No, that’s not what has to happen.
Because a practice is running as a business, the service that business provides, the practice is liable for that. It’s obvious that any business providing a service cannot stand over and observe the individual performance of the service. But we do not require that to attach liability.
You’ve been quite critical of discretionary indemnity; do you still feel that this has a place in dentistry?
I think the days of discretionary indemnity are over. Indemnity companies only use discretion in one direction. That is, to refuse indemnity cover or to withdraw it after it’s provided.
Patients and practice owners need the certainty of contractual indemnity cover. It’s long since had its day.
Now what will happen? What are the implications of this judgment for dental practitioners and practice owners?
Well, I don’t think that is going to affect day to day dental practice. This only affects how we bring claims when there’s bad dentistry and a patient finds themselves in the position of making a claim.
The claim is more likely now against the practice that was responsible for the treatments rather than the individual treating dentists. But practices will be indemnified. So it won’t really adversely impact on the practice of dentistry.
So the practices will have to get indemnified now?
Indeed, they are now. Each of the defence organisations are providing cover to dental practice owners in relation to treatment provided by their associates.
What will happen with dental corporates and even NHS dentistry?
Dental corporates are a unique position. The demographic of their associates is that they are young and mobile, they only work for a few years. A large proportion are foreign trained and will return to their home country. So it may be that when a claim is identified, the actual dentist treating the patients are long since gone.
I would imagine that most claims against dental corporates will be brought against the practice entity not the individual dentists.

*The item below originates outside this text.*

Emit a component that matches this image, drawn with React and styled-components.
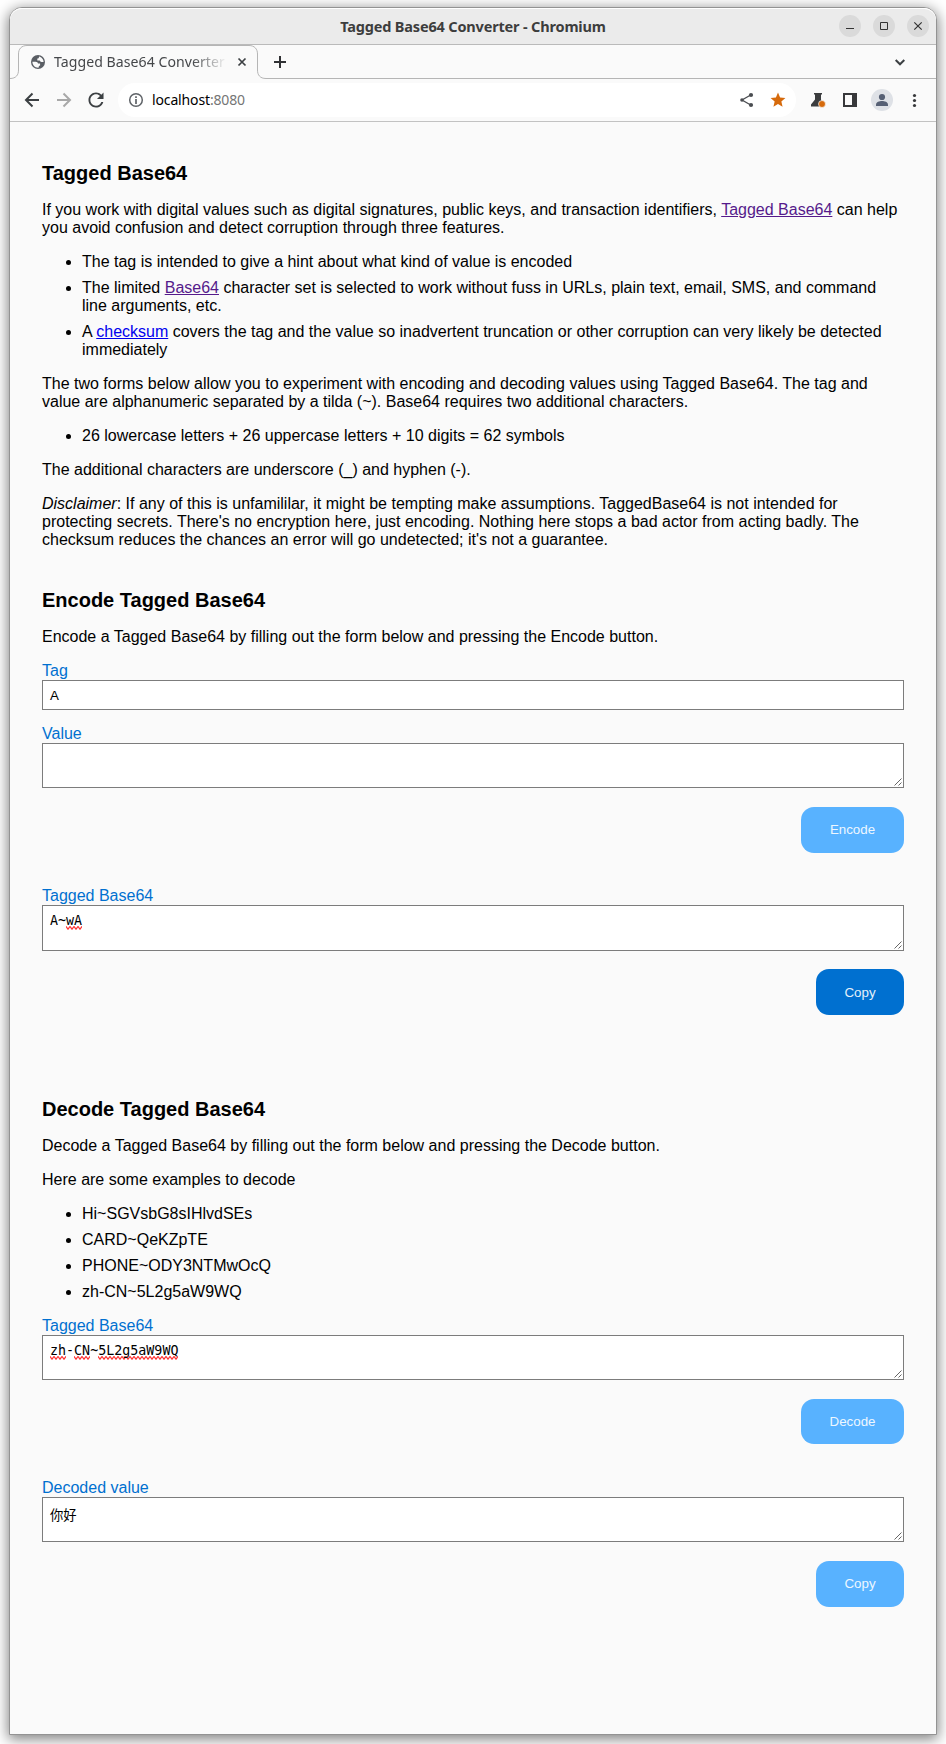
import React from "react";
import styled, { createGlobalStyle } from "styled-components";

const GlobalStyle = createGlobalStyle`
  * { box-sizing: border-box; }
  html, body { margin: 0; padding: 0; background: #fff; }
  body {
    width: 946px;
    height: 1744px;
    overflow: hidden;
    font-family: "Liberation Sans", Arial, sans-serif;
    font-size: 16px;
    line-height: 18px;
    color: #000;
  }
`;

const Desktop = styled.div`
  width: 946px;
  height: 1744px;
  padding: 7px 9px 9px;
  overflow: hidden;
`;

const Window = styled.div`
  display: flex;
  flex-direction: column;
  height: 1728px;
  border: 1px solid #939393;
  border-radius: 13px 13px 0 0;
  background: #fafafa;
  box-shadow: 0 3px 14px 1px rgba(0, 0, 0, 0.5);
`;

const TitleBar = styled.header`
  display: grid;
  grid-template-columns: 112px 1fr 112px;
  align-items: center;
  flex: none;
  height: 37px;
  padding-right: 7px;
  border-bottom: 1px solid #bababa;
  border-radius: 12px 12px 0 0;
  background: #ebebeb;
  box-shadow: inset 0 1px 0 #fff;
`;

const WindowTitle = styled.div`
  grid-column: 2;
  padding-left: 7px;
  font: 700 14.5px/20px "Noto Sans", sans-serif;
  letter-spacing: -0.17px;
  color: #3d3d3d;
  text-align: center;
  white-space: nowrap;
`;

const WindowControls = styled.div`
  display: flex;
  gap: 12px;
  justify-content: flex-end;
`;

const ControlButton = styled.span`
  width: 22px;
  height: 22px;
  border-radius: 50%;
  background: #dadada;
  svg { display: block; }
`;

const TabStrip = styled.div`
  display: flex;
  flex: none;
  height: 34px;
`;

const Tab = styled.div`
  position: relative;
  display: flex;
  align-items: center;
  width: 256px;
  padding: 0 10px 0 21px;
`;

const TabOutline = styled.svg`
  position: absolute;
  inset: 0;
`;

const TabTitle = styled.div`
  width: 173px;
  margin: 0 11px 0 9px;
  overflow: hidden;
  font: 400 14.1px/20px "Noto Sans", sans-serif;
  letter-spacing: 0.05px;
  color: #45474a;
  white-space: nowrap;
  mask-image: linear-gradient(to right, #000 138px, transparent 173px);
`;

const StripRest = styled.div`
  display: flex;
  flex: 1;
  justify-content: space-between;
  align-items: center;
  padding: 1px 31px 0 6px;
  border-bottom: 1px solid #b5b5b5;
`;

const Toolbar = styled.div`
  display: flex;
  align-items: center;
  flex: none;
  height: 43px;
  padding: 0 14px 0 14px;
  border-bottom: 1px solid #c2c2c2;
`;

const NavButtons = styled.div`
  display: flex;
  gap: 16px;
  width: 94px;
`;

const AddressBar = styled.div`
  display: flex;
  align-items: center;
  width: 678px;
  height: 34px;
  padding: 0 10px 0 10px;
  border-radius: 17px;
  background: #fff;
`;

const Url = styled.div`
  flex: 1;
  margin-left: 8px;
  font: 400 14px/20px "Noto Sans", sans-serif;
  letter-spacing: -0.14px;
  color: #000;
  span { color: #757575; }
`;

const AddressActions = styled.div`
  display: flex;
  gap: 15px;
`;

const ToolbarActions = styled.div`
  display: flex;
  flex: 1;
  align-items: center;
  gap: 16px;
  padding-left: 14px;
`;

const Icon = styled.svg`
  display: block;
  flex: none;
  overflow: visible;
`;

const Page = styled.main`
  padding: 40px 32px 0;
`;

const Section = styled.section`
  margin-bottom: ${(p) => p.$gap || 0}px;
`;

const Heading = styled.h2`
  margin: 0 0 16px;
  font-size: 20px;
  line-height: 23px;
`;

const Paragraph = styled.p`
  margin: 0 0 16px;
`;

const List = styled.ul`
  display: flex;
  flex-direction: column;
  gap: 8px;
  margin: 0 0 16px;
  padding-left: 40px;
`;

const Link = styled.a`
  color: ${(p) => (p.$visited ? "#551a8b" : "#0000ee")};
  text-decoration: underline;
`;

const Field = styled.div`
  margin-bottom: ${(p) => p.$gap}px;
`;

const Label = styled.label`
  display: block;
  color: #0070d0;
`;

const TextInput = styled.div`
  height: 30px;
  padding: 6px 7px;
  border: 1px solid #7c7c7c;
  background: #fff;
  font-size: 13.333px;
  line-height: 17px;
`;

const TextArea = styled.div`
  position: relative;
  height: ${(p) => p.$height || 45}px;
  padding: ${(p) => (p.$cjk ? 10 : 7)}px 7px 0;
  border: 1px solid #7c7c7c;
  background: #fff;
  font: 13.333px/16px "DejaVu Sans Mono", "Noto Sans CJK SC", monospace;
`;

const Grip = styled.svg`
  position: absolute;
  right: 1px;
  bottom: 1px;
`;

const Misspelled = styled.span`
  padding-bottom: 2px;
  background: url("data:image/svg+xml,%3Csvg xmlns='http://www.w3.org/2000/svg' width='4' height='4'%3E%3Cpath d='M-1 1.500L0 .500L2 3.200L4 .500L5 1.500' fill='none' stroke='%23f33' stroke-width='1.200'/%3E%3C/svg%3E")
    0 100% / 4px 4px repeat-x;
`;

const Actions = styled.div`
  display: flex;
  justify-content: flex-end;
  margin-bottom: ${(p) => p.$gap || 0}px;
`;

const Button = styled.button`
  width: ${(p) => p.$width}px;
  height: ${(p) => p.$height || 46}px;
  padding: 0 0 ${(p) => p.$lift || 0}px;
  border: 0;
  border-radius: 13px;
  background: ${(p) => (p.$active ? "#0070d0" : "#58b2ff")};
  color: ${(p) => (p.$active ? "#e4f0fa" : "#edf7ff")};
  font: 13.333px "Liberation Sans", Arial, sans-serif;
`;

function Area({ height, cjk, children }) {
  return (
    <TextArea $height={height} $cjk={cjk}>
      {children}
      <Grip width="8" height="8" viewBox="0 0 8 8" stroke="#555" strokeWidth="0.9" fill="none">
        <path d="M0.5 7.5 7.5 0.5M4.5 7.5 7.5 4.5" />
      </Grip>
    </TextArea>
  );
}

function BrowserChrome() {
  return (
    <>
      <TitleBar>
        <WindowTitle>Tagged Base64 Converter - Chromium</WindowTitle>
        <WindowControls>
          <ControlButton>
            <svg width="22" height="22"><path d="M7 13.5h8" stroke="#333" /></svg>
          </ControlButton>
          <ControlButton>
            <svg width="22" height="22"><path d="M7.5 7.5h7v7h-7z" stroke="#333" fill="none" /></svg>
          </ControlButton>
          <ControlButton>
            <svg width="22" height="22"><path d="M7.3 7.3 14.7 14.7M14.7 7.3 7.3 14.7" stroke="#333" strokeWidth="1.2" /></svg>
          </ControlButton>
        </WindowControls>
      </TitleBar>
      <TabStrip>
        <Tab>
          <TabOutline width="256" height="34" fill="none" stroke="#b5b5b5">
            <path d="M0 33.5C6 33.5 8.5 30 8.5 25V9C8.5 4 11.5 0.5 17 0.5H239C244.5 0.5 247.5 4 247.5 9V25C247.5 30 250 33.5 256 33.5" />
          </TabOutline>
          <Icon width="14" height="14" viewBox="2 2 20 20" fill="#5a5e64">
            <path fillRule="evenodd" d="M12 2a10 10 0 1 0 0 20 10 10 0 0 0 0-20zM4 11.500h4.500c2.500 0 3 1 3.500 2.500h3v3c-1.500 0-2 1-2 3-5 .500-9-3.500-9-8.500zM13.500 4c3.500.500 6.500 4 6.500 8h-3c-1.500 0-2-1-2.500-2H11V7c1.500 0 2.500-.500 2.500-3z" />
          </Icon>
          <TabTitle>Tagged Base64 Converter</TabTitle>
          <Icon width="8" height="8" stroke="#3c4043" strokeWidth="1.7">
            <path d="M0.5 0.5 7.5 7.5M7.5 0.5 0.5 7.5" />
          </Icon>
        </Tab>
        <StripRest>
          <Icon width="14" height="14" stroke="#303134" strokeWidth="2"><path d="M8 1V13M2 7H14" /></Icon>
          <Icon width="10" height="7" fill="none" stroke="#3c4043" strokeWidth="2"><path d="M0.700 1 5 5.300 9.300 1" /></Icon>
        </StripRest>
      </TabStrip>
      <Toolbar>
        <NavButtons>
          <Icon width="16" height="16" fill="none" stroke="#3c4043" strokeWidth="2"><path d="M15 8H2.5M8.5 1.5 2 8 8.5 14.5" /></Icon>
          <Icon width="16" height="16" fill="none" stroke="#a8a8a8" strokeWidth="2"><path d="M1 8H13.5M7.5 1.5 14 8 7.5 14.5" /></Icon>
          <Icon width="16" height="16" viewBox="3.5 3.5 17 17" fill="#3c4043">
            <path d="M17.65 6.35C16.2 4.9 14.21 4 12 4c-4.42 0-7.99 3.58-7.99 8s3.57 8 7.99 8c3.73 0 6.84-2.55 7.73-6h-2.08c-.82 2.33-3.04 4-5.65 4-3.31 0-6-2.69-6-6s2.69-6 6-6c1.66 0 3.14.69 4.22 1.78L13 11h7V4l-2.35 2.35z" />
          </Icon>
        </NavButtons>
        <AddressBar>
          <Icon width="16" height="16" viewBox="0 0 16 16" fill="none" stroke="#5f6368" strokeWidth="1.5">
            <circle cx="8" cy="8" r="6.3" /><path d="M8 7V12M8 4.3V6" strokeWidth="1.7" />
          </Icon>
          <Url>localhost<span>:8080</span></Url>
          <AddressActions>
            <Icon width="18" height="16" fill="#4a4d51" stroke="#4a4d51">
              <path d="M13.7 3 5 8 13.7 13" fill="none" strokeWidth="1.3" />
              <circle cx="5" cy="8" r="1.8" stroke="none" /><circle cx="14" cy="3" r="2.1" stroke="none" /><circle cx="14" cy="13" r="2.1" stroke="none" />
            </Icon>
            <Icon width="16" height="16" viewBox="1.2 1.2 21.6 21.6" fill="#d66a0c">
              <path d="M12 17.27 18.18 21l-1.64-7.03L22 9.24l-7.19-.61L12 2 9.19 8.63 2 9.24l5.46 4.73L5.82 21z" />
            </Icon>
          </AddressActions>
        </AddressBar>
        <ToolbarActions>
          <Icon width="16" height="16" fill="#3b3c3e">
            <path d="M4 1H12V2.5H11V7.5L14 14.5H1V12.5L5 7.5V2.5H4Z" />
            <circle cx="12" cy="12" r="3.5" fill="#d66a0c" stroke="#fafafa" strokeWidth="0.7" />
          </Icon>
          <Icon width="14" height="14" fill="#37383a"><path fillRule="evenodd" d="M1 0H15V14H1ZM3 2V12H10V2Z" /></Icon>
          <Icon width="22" height="22">
            <circle cx="10" cy="11" r="11" fill="#dee1e6" />
            <circle cx="10" cy="8" r="3.1" fill="#566074" />
            <path d="M4 17V15.5C4 13 7.5 12 10 12S16 13 16 15.5V17Z" fill="#566074" />
          </Icon>
          <Icon width="6" height="16" fill="#37383a"><circle cx="4.500" cy="3.5" r="1.6" /><circle cx="4.500" cy="8.5" r="1.6" /><circle cx="4.500" cy="13.5" r="1.6" /></Icon>
        </ToolbarActions>
      </Toolbar>
    </>
  );
}

export default function App() {
  return (
    <>
      <GlobalStyle />
      <Desktop>
        <Window>
          <BrowserChrome />
          <Page>
            <Section $gap={40}>
              <Heading>Tagged Base64</Heading>
              <Paragraph>
                If you work with digital values such as digital signatures, public keys, and transaction
                identifiers, <Link $visited>Tagged Base64</Link> can help you avoid confusion and detect
                corruption through three features.
              </Paragraph>
              <List>
                <li>The tag is intended to give a hint about what kind of value is encoded</li>
                <li>
                  The limited <Link $visited>Base64</Link> character set is selected to work without fuss
                  in URLs, plain text, email, SMS, and command line arguments, etc.
                </li>
                <li>
                  A <Link>checksum</Link> covers the tag and the value so inadvertent truncation or other
                  corruption can very likely be detected immediately
                </li>
              </List>
              <Paragraph>
                The two forms below allow you to experiment with encoding and decoding values using Tagged
                Base64. The tag and value are alphanumeric separated by a tilda (~). Base64 requires two
                additional characters.
              </Paragraph>
              <List>
                <li>26 lowercase letters + 26 uppercase letters + 10 digits = 62 symbols</li>
              </List>
              <Paragraph>The additional characters are underscore (_) and hyphen (-).</Paragraph>
              <Paragraph>
                <em>Disclaimer</em>: If any of this is unfamililar, it might be tempting make assumptions.
                TaggedBase64 is not intended for protecting secrets. There's no encryption here, just
                encoding. Nothing here stops a bad actor from acting badly. The checksum reduces the
                chances an error will go undetected; it's not a guarantee.
              </Paragraph>
            </Section>
            <Section $gap={83}>
              <Heading>Encode Tagged Base64</Heading>
              <Paragraph>
                Encode a Tagged Base64 by filling out the form below and pressing the Encode button.
              </Paragraph>
              <Field $gap={15}>
                <Label>Tag</Label>
                <TextInput>A</TextInput>
              </Field>
              <Field $gap={19}>
                <Label>Value</Label>
                <Area />
              </Field>
              <Actions $gap={34}>
                <Button $width={103} $lift={2}>Encode</Button>
              </Actions>
              <Field $gap={18}>
                <Label>Tagged Base64</Label>
                <Area height={46}>A~<Misspelled>wA</Misspelled></Area>
              </Field>
              <Actions>
                <Button $width={88} $active>Copy</Button>
              </Actions>
            </Section>
            <Section>
              <Heading>Decode Tagged Base64</Heading>
              <Paragraph>
                Decode a Tagged Base64 by filling out the form below and pressing the Decode button.
              </Paragraph>
              <Paragraph>Here are some examples to decode</Paragraph>
              <List>
                <li>Hi~SGVsbG8sIHlvdSEs</li>
                <li>CARD~QeKZpTE</li>
                <li>PHONE~ODY3NTMwOcQ</li>
                <li>zh-CN~5L2g5aW9WQ</li>
              </List>
              <Field $gap={19}>
                <Label>Tagged Base64</Label>
                <Area>
                  <Misspelled>zh</Misspelled>-<Misspelled>CN</Misspelled>~<Misspelled>5L2g5aW9WQ</Misspelled>
                </Area>
              </Field>
              <Actions $gap={35}>
                <Button $width={103} $height={45}>Decode</Button>
              </Actions>
              <Field $gap={19}>
                <Label>Decoded value</Label>
                <Area cjk>你好</Area>
              </Field>
              <Actions>
                <Button $width={88} $lift={2}>Copy</Button>
              </Actions>
            </Section>
          </Page>
        </Window>
      </Desktop>
    </>
  );
}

A lot of dental practices are feeling the pressure of COVID and austerity over the last decade. This no win, no fee culture that is creeping into dentistry, do you feel that it is creating an impossible landscape to become an individual practice owner?
Are you sensibly asking whether a patient should not have redress if they have been provided with substandard dentistry?
I think it’s a given that they should be able to bring the claim. No win, no fee enables a patient to do that. Because the cost of bringing a claim is prohibitive and the defence organisations turned defending claims into an art form.
It’s only right that we balance the playing field. Patients should be able to bring the claim.
The blunt answer to your question of whether I think that no win, no fee is a bad thing and threatens dentists and dental practices; I don’t. Their patients ought to be able to bring a claim.
Of course, dentistry prides itself on being a profession. The hallmark of the profession is that it puts the interests of its patients first.
The very time when the patient needs the profession to put its interests first, when dentistry has gone wrong, is a time when putting the patients’ interests first, disappears. Patients need no win no fee solicitors in their corner.
What would you say to those people that do feel you’re just chasing the money and not actually trying to improve patient safety?
That is a pejorative jive that the defence organisations would throw at us.
What we’re doing is representing patients and enabling them to bring claims where the treatment they’ve been provided with is substandard. Who can argue against that?
Dental Protection has promised to continue this this fight. What is the next step?
They say they are going to appeal the decision and that’s their right. So, they now need to request permission from the Court of Appeal to appeal the decision.
Is there anything that you want to add?
I must say, I don’t fully understand the shock horror of the profession.
Dentistry is the only sector in which when a service is provided that is of poor standard, the business entity that provides that service is not sued.
If you have poor treatment in hospital, you would sue the hospital. You wouldn’t dream of suing the individual practitioners.
So, why on Earth is it any different when a dental patient gets an injury at a dental practice?